ITEM 4.  PURPOSE OF TRANSACTION.

      The purpose of the transaction was to acquire control of the
Issuer in anticipation of a business combination transaction between
the Issuer and isolver.com, inc.

      A Special Meeting of Shareholders has been held in which the
shareholders voted to change the Issuer's name to isolver.com, inc.
Also, a Special Meeting of Shareholders will be called to further
change the Issuer's Articles of Incorporation to add another class of
securities, Class B Common Stock, with each share having 10,000
votes per share.  Additional Directors and/or Officers may be added
when deemed necessary or appropriate.  These changes may impede
the acquisition of control of the Issuer by any person.

      Other than described above, E-Com Investments, L.L.C. has
no other present plans or proposals which relate to or would result in:

      (A)   the acquisition by any person of additional securities of
the issuer, or the disposition of securities of the issuer;

      (B)   an extraordinary corporate transaction, such as a
merger, reorganization or liquidation, involving the issuer or any of its
subsidiaries;

      (C)   a sale or transfer of a material amount of assets of the
Issuer or any subsidiary thereof;

      (D)   any change in the present board of directors or
management of the Issuer, including any plans or proposals to change
the number or term of directors or to fill any existing vacancies on the
board:

      (E)   any material change in the present capitalization or
dividend policy of the Issuer;

      (F)   any other material change in the Issuer's business or
corporate structure;

      (G)   changes in the Issuer's charter or bylaws or other
actions which may impede the acquisition of control of the Issuer by
any person;

      (H)   causing a class of securities of the Issuer to be delisted
from a national securities exchange or to cease to be authorized to be
quoted in an inter-dealer quotation system of a registered national
securities association;

      (I)   a class of equity securities of the Issuer becoming
eligible for termination of registration pursuant to Section  12(g)(4) of
the Securities Exchange Act; or

      (J)   any action similar to any of those enumerated above.

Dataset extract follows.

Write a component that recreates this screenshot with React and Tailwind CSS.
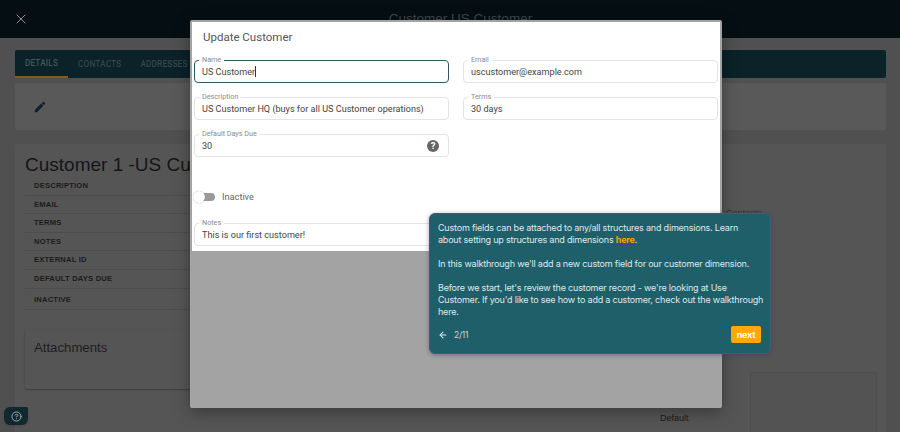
import React from "react";
import { X, ArrowLeft, CircleHelp } from "lucide-react";

const rows = ["DESCRIPTION", "EMAIL", "TERMS", "NOTES", "EXTERNAL ID", "DEFAULT DAYS DUE"];

const Field = ({ label, value, focused, icon }) => (
  <div className={"relative h-[23px] rounded-[4px] border bg-white flex items-center pl-[7px] pr-[8px] " + (focused ? "border-[#35575f] border-[1.5px]" : "border-[#e3e3e3]")}>
    <span className="absolute left-[4px] top-[-6px] bg-white px-[3px] text-[7.2px] leading-[9px] text-[#8a8a8a]">{label}</span>
    <span className="text-[9.1px] leading-[14px] text-[#444] whitespace-nowrap">{value}</span>
    {focused && <span className="w-px h-[11px] bg-[#333]"></span>}
    {icon && (
      <span className="ml-auto mr-[1px] w-[12px] h-[12px] rounded-full bg-[#666] text-white text-[9.5px] leading-[12px] font-bold text-center">?</span>
    )}
  </div>
);

export default function App() {
  return (
    <div className="relative w-[900px] h-[432px] overflow-hidden bg-[#505050] font-['Liberation_Sans',sans-serif]">
      <div className="h-[38px] bg-[#050f13] flex items-center justify-center relative">
        <X className="absolute left-[13px] top-[11px] text-[#8b9496]" size={16} strokeWidth={1.5} />
        <span className="text-[13.5px] text-[#3e474a] ml-[21px]">Customer US Customer</span>
      </div>

      <div className="pl-[15px] pr-[14px] pt-[12px]">
        <div className="h-[28px] rounded-[2px] bg-[#0a2228] flex font-['Roboto',sans-serif] font-medium text-[8.2px] tracking-[0.2px]">
          <div className="w-[53px] flex items-center justify-center text-[#41585c] border-b-2 border-[#8a5d0c]">DETAILS</div>
          <div className="ml-[10px] flex items-center text-[#33474c]">CONTACTS</div>
          <div className="ml-[19px] flex items-center text-[#33474c]">ADDRESSES</div>
        </div>

        <div className="mt-[5px] h-[47px] rounded-[2px] bg-[#595959] flex items-center pl-[18px]">
          <svg width="14" height="14" viewBox="0 0 24 24" fill="#0d2229">
            <path d="M3 17.25V21h3.75L17.81 9.94l-3.75-3.75L3 17.25zM20.71 7.04c.39-.39.39-1.02 0-1.41l-2.34-2.34c-.39-.39-1.02-.39-1.41 0l-1.83 1.83 3.75 3.75 1.83-1.83z" />
          </svg>
        </div>

        <div className="mt-[14px] rounded-[2px] bg-[#555555] h-[300px] pl-[10px] pt-[9px] flex">
          <div className="w-[250px]">
            <div className="text-[19px] leading-[24px] text-[#151515] whitespace-nowrap">Customer 1 -US Customer</div>
            <div>
              {rows.map((r) => (
                <div key={r} className="h-[18.6px] border-b border-[#4c4c4c] pl-[9px] flex items-center text-[7.6px] font-bold tracking-[0.2px] text-[#1c1c1c]">{r}</div>
              ))}
              <div className="h-[21px] pt-[3px] border-b border-[#4c4c4c] pl-[9px] flex items-center text-[7.6px] font-bold tracking-[0.2px] text-[#1c1c1c]">INACTIVE</div>
            </div>
            <div className="mt-[19px] h-[60px] w-[400px] rounded-[2px] bg-[#555555] shadow-[0_1px_2px_rgba(0,0,0,0.3)] pl-[9px] pt-[9px] text-[13.2px] text-[#1e1e1e]">Attachments</div>
          </div>
          <div className="ml-[475px] mt-[219px] w-[127px] h-[80px] border border-[#4e4e4e] bg-[#535353]"></div>
        </div>
      </div>
      <div className="absolute left-[726px] top-[207px] text-[9px] text-[#333]">Contacts</div>
      <div className="absolute left-[660px] top-[412px] text-[9px] text-[#1c1c1c]">Default</div>

      <button className="absolute left-[4px] top-[407px] w-[24px] h-[18px] rounded-[6px] rounded-tr-[2px] bg-[#10292e] flex items-center justify-center shadow">
        <CircleHelp className="text-[#a9b4b6]" size={11} />
      </button>

      {/* modal */}
      <div className="absolute left-[190px] top-[20px] w-[532px] h-[388px] bg-[#a3a3a3] rounded-[2px] shadow-[0_4px_16px_rgba(0,0,0,0.35)] p-[2px] pb-0 font-['Roboto',sans-serif]">
        <div className="h-[229px] bg-white">
          <div className="pl-[11px] pt-[7px] text-[11.5px] leading-[16px] text-[#555]">Update Customer</div>
          <div className="mt-[15px] pl-[2px] pr-[2px] grid grid-cols-2 gap-x-[14px] gap-y-[14px]">
            <Field label="Name" value="US Customer" focused />
            <Field label="Email" value="uscustomer@example.com" />
            <Field label="Description" value="US Customer HQ (buys for all US Customer operations)" />
            <Field label="Terms" value="30 days" />
            <Field label="Default Days Due" value="30" icon />
          </div>
          <div className="mt-[34px] pl-[1px] flex items-center h-[12px]">
            <div className="relative w-[20px] h-[8px] ml-[2px] rounded-full bg-[#9a9a9a]">
              <div className="absolute left-[-2px] top-[-2px] w-[12px] h-[12px] rounded-full bg-white shadow-[0_0_1px_rgba(0,0,0,0.4)]"></div>
            </div>
            <span className="ml-[7px] text-[9.2px] text-[#666]">Inactive</span>
          </div>
          <div className="mt-[20px] px-[2px]">
            <Field label="Notes" value="This is our first customer!" />
          </div>
        </div>
      </div>

      {/* walkthrough tooltip */}
      <div className="absolute left-[429px] top-[213px] w-[342px] h-[141px] rounded-[6px] bg-[#1f5f69] border border-[#4a5a6e] shadow-[0_1px_4px_rgba(60,50,110,0.5)] pl-[8px] pr-[9px] pt-[8px] font-['Inter',sans-serif] text-[9px] leading-[12px] tracking-[-0.2px] text-[#dfe9ea] whitespace-nowrap">
        <p>Custom fields can be attached to any/all structures and dimensions. Learn<br />about setting up structures and dimensions <a className="text-[#f5a800] font-bold underline decoration-[#4a3c9a]">here</a>.</p>
        <p className="mt-[12px]">In this walkthrough we'll add a new custom field for our customer dimension.</p>
        <p className="mt-[12px]">Before we start, let's review the customer record - we're looking at Use<br />Customer. If you'd like to see how to add a customer, check out the walkthrough<br />here.</p>
        <div className="mt-[8px] flex items-center">
          <ArrowLeft size={10} strokeWidth={2.5} className="text-[#dfe9ea]" />
          <span className="ml-[6px] text-[8.5px] text-[#c9d8da]">2/11</span>
          <button className="ml-auto w-[30px] h-[17px] rounded-[2px] bg-[#ffa800] text-white font-bold text-[9px]">next</button>
        </div>
      </div>
    </div>
  );
}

      Notwithstanding the foregoing, E-Com Investments, L.L.C. will
continue to review its investment in the Issuer and reserve the right to
change its intention with respect to any or all of such matters.

ITEM 5.  INTEREST IN SECURITIES OF THE ISSUER.

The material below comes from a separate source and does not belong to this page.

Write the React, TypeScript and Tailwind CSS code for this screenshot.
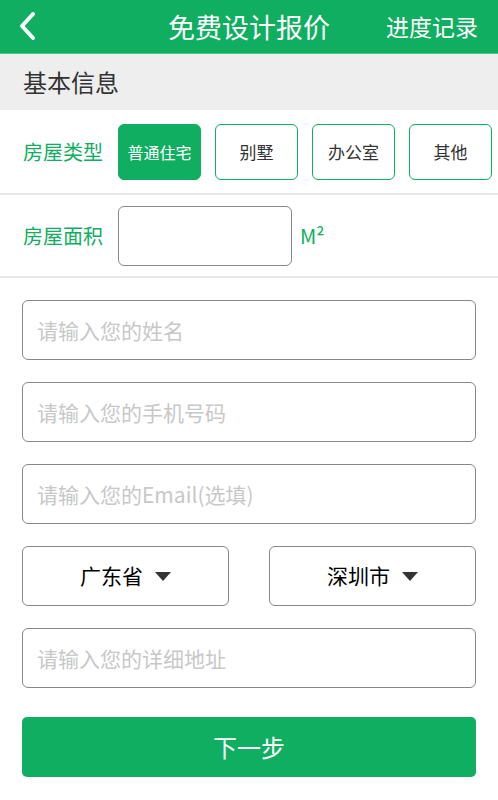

      (a)    E-Com Investments, L.L.C. beneficially owns
20,892,750 shares (69.6425%).

      (b)   E-Com Investments, L.L.C. has the power to vote and
dispose of 20,892,750 shares (69.6425%).

      (c)   During the sixty day period preceding the filing of this
Schedule 13D,  E-Com Investments, L.L.C. had no transactions in the
stock of the Issuer, other than those described above in Item 3 and
Item 4.

      (d)   No other person is known (other  than mentioned in this
Schedule 13D) to have the right to receive or the power to direct the
receipt of dividends from, or the proceeds from the sale of shares
owned by E-Com Investments, L.L.C.

      (e)   E-Com Investments, L.L.C. will continue to be the
beneficial owner of more than five percent of the outstanding common
stock of the issuer.

ITEM 6.  CONTRACTS, ARRANGEMENTS, UNDERSTANDINGS OR
RELATIONSHIPS WITH RESPECT TO SECURITIES OF THE
ISSUER.

      There are no contracts, agreements, understandings or
relationships (legal or otherwise) between E-Com Investments, L.L.C.
and any other person with respect to any securities of the Issuer,
including but not limited to transfer or voting of any of the securities,
finder's fees, joint ventures, loan or option arrangements, puts or calls,
guarantees of profits, division of profit or loss, or the giving or
withholding of proxies.


ITEM 7.  MATERIAL TO BE FILED AS EXHIBITS.

      None.


SIGNATURE

      After reasonable inquiry and to the best of my knowledge and
belief, I certify that the information set forth in this statement is true,
complete and correct.

Date:  August 13, 1999

/s/______________
Gary M. Kornman
As Vice President of
Life Underwriters of America, Inc.
As Member/Manager of E-Com Investments, L.L.C.